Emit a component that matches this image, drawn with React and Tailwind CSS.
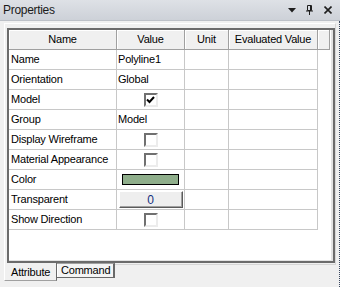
import React from 'react';

const rows = [
  { name: 'Name', value: 'Polyline1' },
  { name: 'Orientation', value: 'Global' },
  { name: 'Model', check: true },
  { name: 'Group', value: 'Model' },
  { name: 'Display Wireframe', check: false },
  { name: 'Material Appearance', check: false },
  { name: 'Color', swatch: '#8fae8b' },
  { name: 'Transparent', button: '0' },
  { name: 'Show Direction', check: false },
];

const headers = ['Name', 'Value', 'Unit', 'Evaluated Value', ''];

const CheckBox = ({ checked }) => (
  <div className="w-[14px] h-[14px] bg-white border-2 border-t-[#707070] border-l-[#707070] border-r-[#ececec] border-b-[#ececec] flex items-center justify-center">
    {checked && (
      <svg width="9" height="8" viewBox="0 0 9 8">
        <path d="M1 3.5 L3.5 6 L8 1" stroke="#000" strokeWidth="2" fill="none" />
      </svg>
    )}
  </div>
);

const ValueCell = ({ row }) => {
  if (row.check !== undefined) {
    return (
      <div className="h-full flex items-center justify-center">
        <CheckBox checked={row.check} />
      </div>
    );
  }
  if (row.swatch) {
    return (
      <div className="h-full flex items-center justify-center">
        <div className="w-[57px] h-[11px] border border-black" style={{ backgroundColor: row.swatch }} />
      </div>
    );
  }
  if (row.button) {
    return (
      <div className="h-full flex items-center justify-center">
        <div className="w-[64px] h-[17px] bg-[#eeeeee] border border-t-white border-l-white border-r-[#5a5a5a] border-b-[#5a5a5a] shadow-[inset_-1px_-1px_0_#a0a0a0] flex items-center justify-center text-[12px] text-[#14307e]">
          {row.button}
        </div>
      </div>
    );
  }
  return <div className="h-full flex items-center pl-[1px]">{row.value}</div>;
};

export default function App() {
  return (
    <div
      className="w-[340px] h-[287px] bg-[#f0f0f0] flex flex-col overflow-hidden text-black text-[11px] tracking-[-0.2px]"
      style={{ fontFamily: '"Liberation Sans", Arial, sans-serif' }}
    >
      {/* title bar */}
      <div className="h-[21px] shrink-0 bg-gradient-to-b from-[#dee1e6] to-[#cdd1d8] border-b border-[#bcc0c7] flex items-center pl-[3px] pr-[8px]">
        <span className="text-[12px] tracking-[-0.3px] text-[#1a1a1a]">Properties</span>
        <div className="ml-auto flex items-center">
          <svg width="8" height="5" viewBox="0 0 8 5" className="mr-[10px]">
            <path d="M0 0 H8 L4 4.5 Z" fill="#1e1e1e" />
          </svg>
          <svg width="8" height="10" viewBox="0 0 8 10" className="mr-[10px]">
            <path d="M1.5 0.5 H5.5 V5.5 H1.5 Z M4.5 0.5 V5.5" stroke="#1e1e1e" fill="none" />
            <path d="M0 6 H7 M3.5 6 V10" stroke="#1e1e1e" />
          </svg>
          <svg width="8" height="8" viewBox="0 0 8 8">
            <path d="M0.5 0.5 L7.5 7.5 M7.5 0.5 L0.5 7.5" stroke="#1e1e1e" strokeWidth="1.6" />
          </svg>
        </div>
      </div>

      {/* body */}
      <div className="flex-1 flex flex-col border-r border-dotted border-[#3a4860]">
        <div className="ml-[4px] mt-[2px] w-[332px] h-[242px] border border-t-white border-l-white border-r-[#d6d6d6] border-b-[#d6d6d6] pl-[2px] pt-[4px] pb-[1px]">
          <div className="h-full border-2 border-[#6b6b6b]">
            <div className="h-full bg-white border-r-2 border-b border-[#e3e3e3]">
              <div className="grid grid-cols-[108px_68px_44px_89px_12px]">
                {headers.map((h, i) => (
                  <div
                    key={i}
                    className="h-[20px] bg-[#f0f0f0] border-r border-b border-[#a0a0a0] shadow-[inset_1px_1px_0_#ffffff] flex items-center justify-center"
                  >
                    {h}
                  </div>
                ))}
                {rows.map((row) => (
                  <React.Fragment key={row.name}>
                    <div className="h-[20px] border-r border-b border-[#c8c8c8] flex items-center pl-[2px] whitespace-nowrap">
                      {row.name}
                    </div>
                    <div className="h-[20px] border-r border-b border-[#c8c8c8]">
                      <ValueCell row={row} />
                    </div>
                    <div className="h-[20px] border-r border-b border-[#c8c8c8]" />
                    <div className="h-[20px] border-r border-b border-[#c8c8c8]" />
                    <div className="h-[20px]" />
                  </React.Fragment>
                ))}
              </div>
            </div>
          </div>
        </div>

        {/* tabs */}
        <div className="flex items-start pl-[4px] -mt-[2px]">
          <div className="w-[53px] h-[18px] bg-[#f0f0f0] border-l border-l-white border-r border-r-[#696969] border-b border-b-[#a0a0a0] flex items-center pl-[6px] pt-[2px]">
            Attribute
          </div>
          <div className="w-[58px] h-[15px] bg-[#f4f4f4] border-t border-t-[#a0a0a0] border-r-2 border-r-[#696969] border-b border-b-[#696969] shadow-[inset_1px_0_0_#ffffff] flex items-center pl-[4px]">
            Command
          </div>
        </div>
      </div>
    </div>
  );
}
····················
- _The problem_: Transcribe the listing above verbatim. Omit the pictures.

- _Answer to this problem_:
Emit a component that matches this image, drawn with React and Tailwind CSS.
import React from 'react';

const rows = [
  { name: 'Name', value: 'Polyline1' },
  { name: 'Orientation', value: 'Global' },
  { name: 'Model', check: true },
  { name: 'Group', value: 'Model' },
  { name: 'Display Wireframe', check: false },
  { name: 'Material Appearance', check: false },
  { name: 'Color', swatch: '#8fae8b' },
  { name: 'Transparent', button: '0' },
  { name: 'Show Direction', check: false },
];

const headers = ['Name', 'Value', 'Unit', 'Evaluated Value', ''];

const CheckBox = ({ checked }) => (
  <div className="w-[14px] h-[14px] bg-white border-2 border-t-[#707070] border-l-[#707070] border-r-[#ececec] border-b-[#ececec] flex items-center justify-center">
    {checked && (
      <svg width="9" height="8" viewBox="0 0 9 8">
        <path d="M1 3.5 L3.5 6 L8 1" stroke="#000" strokeWidth="2" fill="none" />
      </svg>
    )}
  </div>
);

const ValueCell = ({ row }) => {
  if (row.check !== undefined) {
    return (
      <div className="h-full flex items-center justify-center">
        <CheckBox checked={row.check} />
      </div>
    );
  }
  if (row.swatch) {
    return (
      <div className="h-full flex items-center justify-center">
        <div className="w-[57px] h-[11px] border border-black" style={{ backgroundColor: row.swatch }} />
      </div>
    );
  }
  if (row.button) {
    return (
      <div className="h-full flex items-center justify-center">
        <div className="w-[64px] h-[17px] bg-[#eeeeee] border border-t-white border-l-white border-r-[#5a5a5a] border-b-[#5a5a5a] shadow-[inset_-1px_-1px_0_#a0a0a0] flex items-center justify-center text-[12px] text-[#14307e]">
          {row.button}
        </div>
      </div>
    );
  }
  return <div className="h-full flex items-center pl-[1px]">{row.value}</div>;
};

export default function App() {
  return (
    <div
      className="w-[340px] h-[287px] bg-[#f0f0f0] flex flex-col overflow-hidden text-black text-[11px] tracking-[-0.2px]"
      style={{ fontFamily: '"Liberation Sans", Arial, sans-serif' }}
    >
      {/* title bar */}
      <div className="h-[21px] shrink-0 bg-gradient-to-b from-[#dee1e6] to-[#cdd1d8] border-b border-[#bcc0c7] flex items-center pl-[3px] pr-[8px]">
        <span className="text-[12px] tracking-[-0.3px] text-[#1a1a1a]">Properties</span>
        <div className="ml-auto flex items-center">
          <svg width="8" height="5" viewBox="0 0 8 5" className="mr-[10px]">
            <path d="M0 0 H8 L4 4.5 Z" fill="#1e1e1e" />
          </svg>
          <svg width="8" height="10" viewBox="0 0 8 10" className="mr-[10px]">
            <path d="M1.5 0.5 H5.5 V5.5 H1.5 Z M4.5 0.5 V5.5" stroke="#1e1e1e" fill="none" />
            <path d="M0 6 H7 M3.5 6 V10" stroke="#1e1e1e" />
          </svg>
          <svg width="8" height="8" viewBox="0 0 8 8">
            <path d="M0.5 0.5 L7.5 7.5 M7.5 0.5 L0.5 7.5" stroke="#1e1e1e" strokeWidth="1.6" />
          </svg>
        </div>
      </div>

      {/* body */}
      <div className="flex-1 flex flex-col border-r border-dotted border-[#3a4860]">
        <div className="ml-[4px] mt-[2px] w-[332px] h-[242px] border border-t-white border-l-white border-r-[#d6d6d6] border-b-[#d6d6d6] pl-[2px] pt-[4px] pb-[1px]">
          <div className="h-full border-2 border-[#6b6b6b]">
            <div className="h-full bg-white border-r-2 border-b border-[#e3e3e3]">
              <div className="grid grid-cols-[108px_68px_44px_89px_12px]">
                {headers.map((h, i) => (
                  <div
                    key={i}
                    className="h-[20px] bg-[#f0f0f0] border-r border-b border-[#a0a0a0] shadow-[inset_1px_1px_0_#ffffff] flex items-center justify-center"
                  >
                    {h}
                  </div>
                ))}
                {rows.map((row) => (
                  <React.Fragment key={row.name}>
                    <div className="h-[20px] border-r border-b border-[#c8c8c8] flex items-center pl-[2px] whitespace-nowrap">
                      {row.name}
                    </div>
                    <div className="h-[20px] border-r border-b border-[#c8c8c8]">
                      <ValueCell row={row} />
                    </div>
                    <div className="h-[20px] border-r border-b border-[#c8c8c8]" />
                    <div className="h-[20px] border-r border-b border-[#c8c8c8]" />
                    <div className="h-[20px]" />
                  </React.Fragment>
                ))}
              </div>
            </div>
          </div>
        </div>

        {/* tabs */}
        <div className="flex items-start pl-[4px] -mt-[2px]">
          <div className="w-[53px] h-[18px] bg-[#f0f0f0] border-l border-l-white border-r border-r-[#696969] border-b border-b-[#a0a0a0] flex items-center pl-[6px] pt-[2px]">
            Attribute
          </div>
          <div className="w-[58px] h-[15px] bg-[#f4f4f4] border-t border-t-[#a0a0a0] border-r-2 border-r-[#696969] border-b border-b-[#696969] shadow-[inset_1px_0_0_#ffffff] flex items-center pl-[4px]">
            Command
          </div>
        </div>
      </div>
    </div>
  );
}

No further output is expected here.